We also must recall that intelligence prior to the invasion of Iraq indicated that Saddam’s Iraq had sarin gas and amidst large speculation that such weapons were moved to Syria, the use of sarin gas in Syria might prove to vindicate the Bush Administration’s assertions that WMDs were, in fact, in Iraq. Where, ironically enough, we also had proof that the deadly weapon had been used by the regime in power against its own people.

In January, 2006, former Iraqi General Georges Sada publicly declared that Saddam’s military transferred large stockpiles of chemical weapons to Syria using civilian aircraft with the passenger seats removed. “There are weapons of mass destruction gone out from Iraq to Syria, and they must be found and returned to safe hands,’ Mr. Sada said. ‘I am confident they were taken over.’”

Sada, a top officer in the Iraqi Air Force, claims that 56 trips by two Iraqi Airways Boeings were used to smuggle the weapons into Syria under the guise of civilian flights. “Saddam realized, this time, the Americans are coming,” Sada said. “They handed over the weapons of mass destruction to the Syrians.”

In March, retired Lt. Gen. Thomas McInerney spoke publicly about the likelihood of WMDs in Syria and the high probability that the weapons were moved to Syria immediately prior to the U.S.-led invasion of Iraq.

If the Obama administration authorizes military action without UN approval, we can expect that the White House will claim that this military action is, somehow, radically different from Bush’s military action. We will find ourselves debating even more the merits and fallacies of a robot led war both from the capacity for the President to wage such a war and it’s long term implications on our relations in the region that we seem to have a fetish with attacking with our flying death machines.

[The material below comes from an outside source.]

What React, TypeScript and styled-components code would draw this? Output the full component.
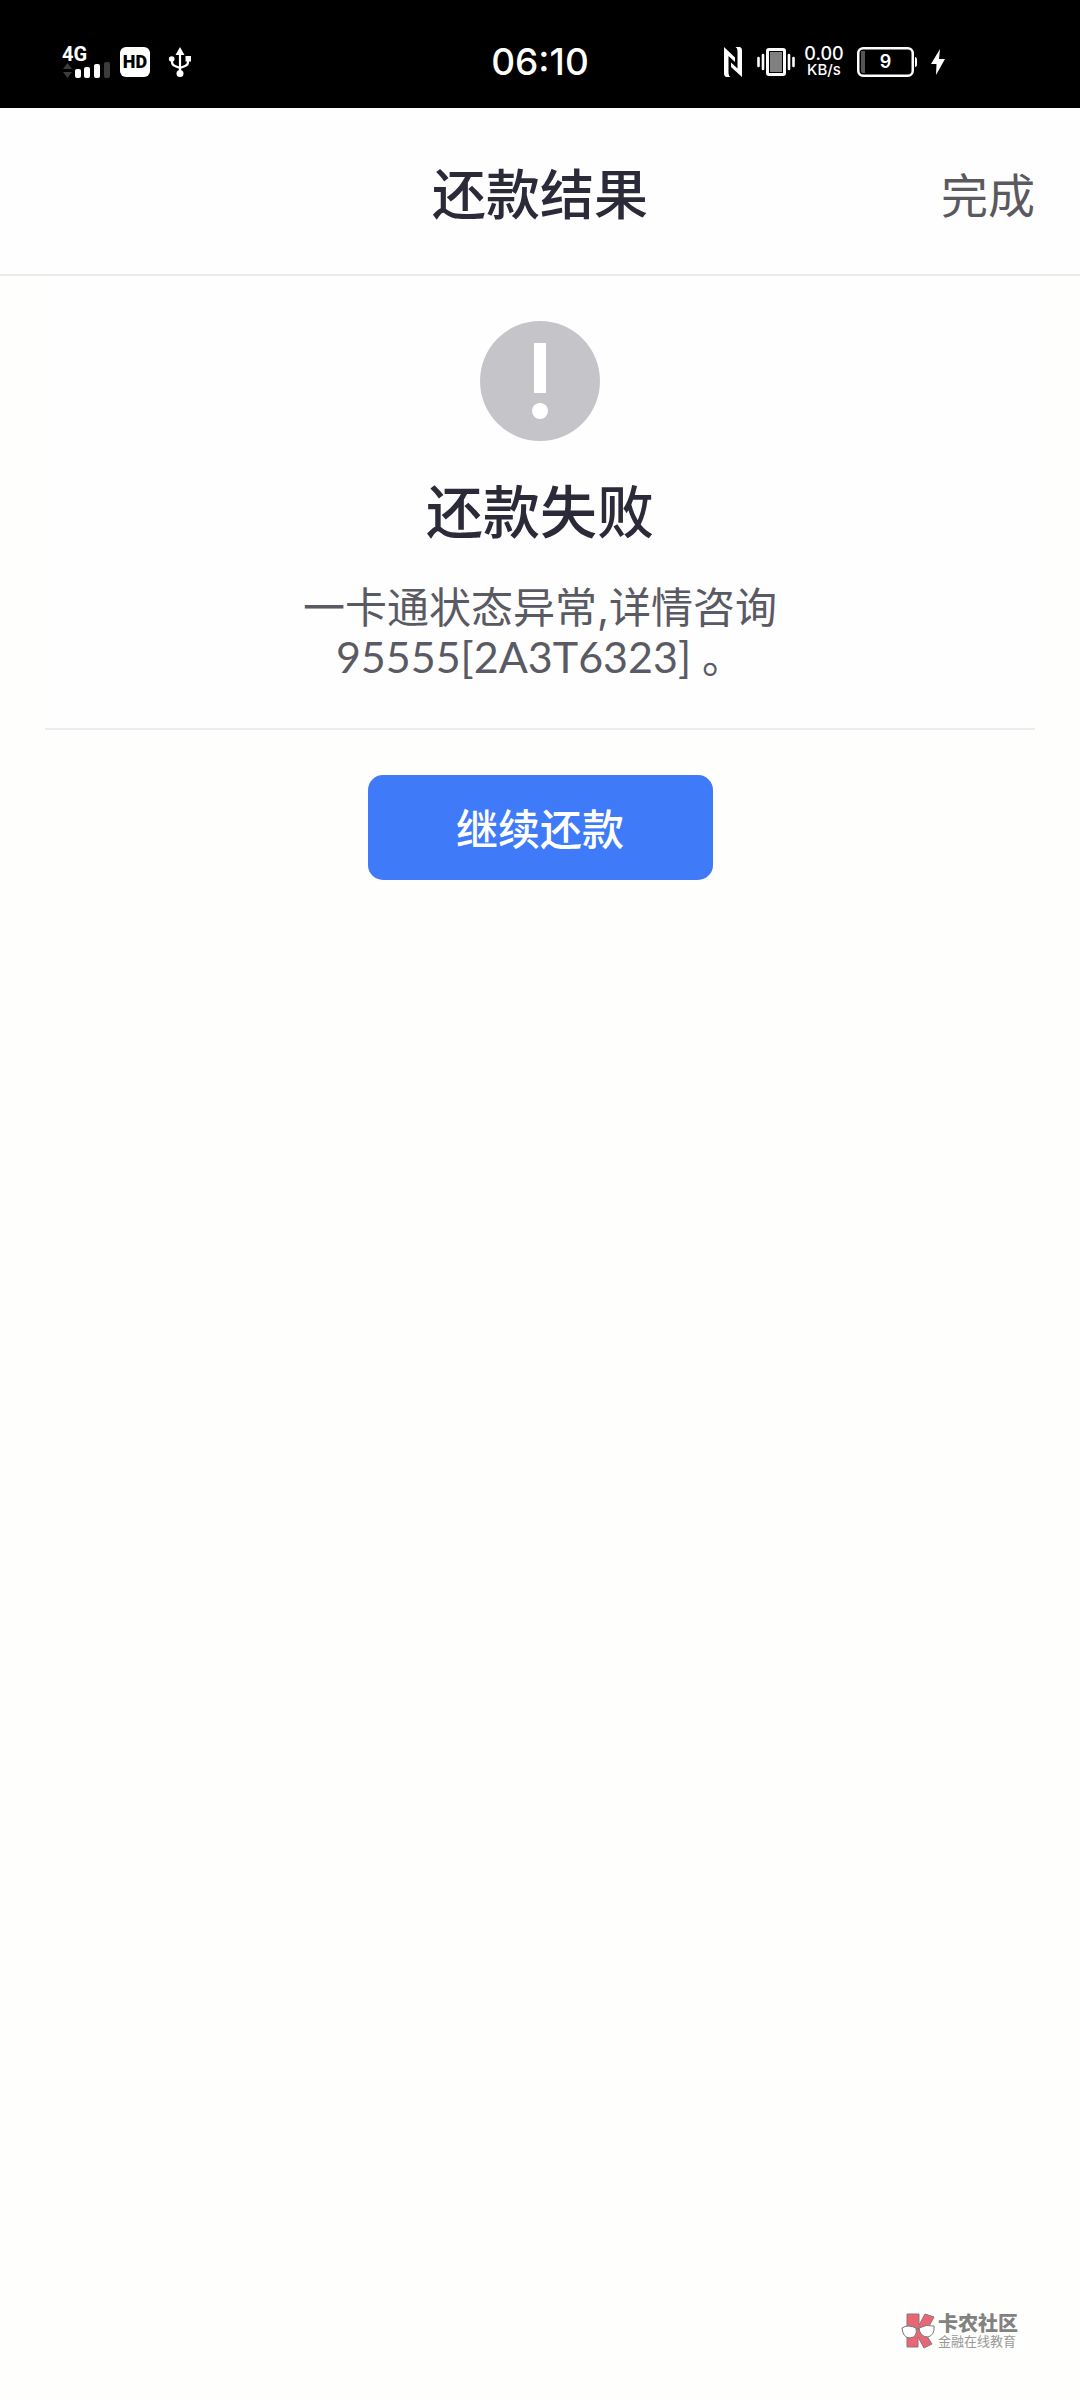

Further, Americans shouldn't expect to hear any apologies from those on the left to Bush or his supporters. Syria’s WMD usage might seem to vindicate both President Bush’s intelligence reports, and his reasoning that led him to take an action when no direct threat to the United States was apparent. In this scenario, we have a mountain of evidence as with Iraq, but it appears we have no intention on entering the country looking for proof in the aftermath. History will have nothing on which to vindicate or condemn these actions.

It would be nice if we could get some commandos inside to take a closer look at the ‘made in’ label that these weapons are cased in. The argument against that being the obvious risk, not necessarily to the commandos that would put themselves in incredible danger to find out the truth, but the danger of the truth itself and the portrayed legacy that President Bush was a liar and vigilantly.

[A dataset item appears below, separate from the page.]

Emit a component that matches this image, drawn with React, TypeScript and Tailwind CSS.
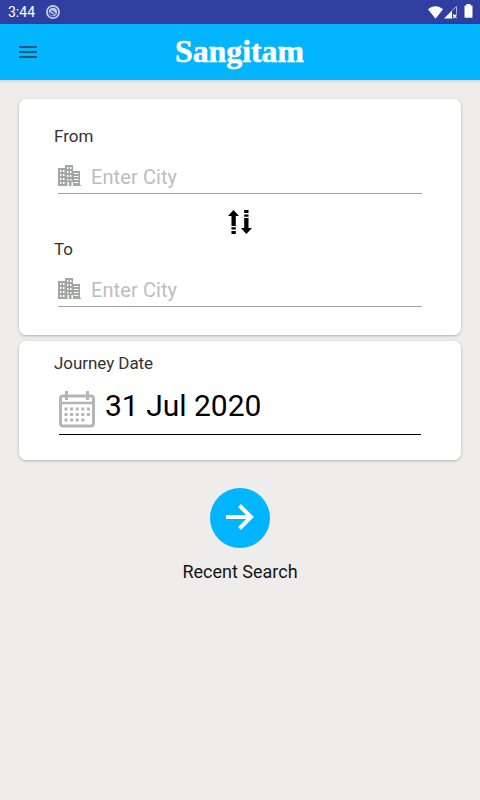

Taking off my tinfoil hat now…

In the end we are left with a policy against other countries that appears to have drafted by the same batch of people that programmed Apples mapping app. It twists and turns in an incoherent way, be it the need to avenge an assassination attempt on daddy, or is needed to make someone’s words, as hastily as they were spoken, not be opened to mocking and ridicule. Trying to compose the criteria and a scale for intervention in another country is about as consistent as throwing darts at a dart board… blindfolded... from 50 feet away….drunk.

Questions that probably won’t be answered until after a strike (and even then…):
  • What scale is appropriate?
  • What targets are viable?
  • What parties do we support in the conflict?
  • What is the exit strategy?
  • What parties do we require approval from?
  • What is acceptable collateral damage?
  • What legal authority are we citing?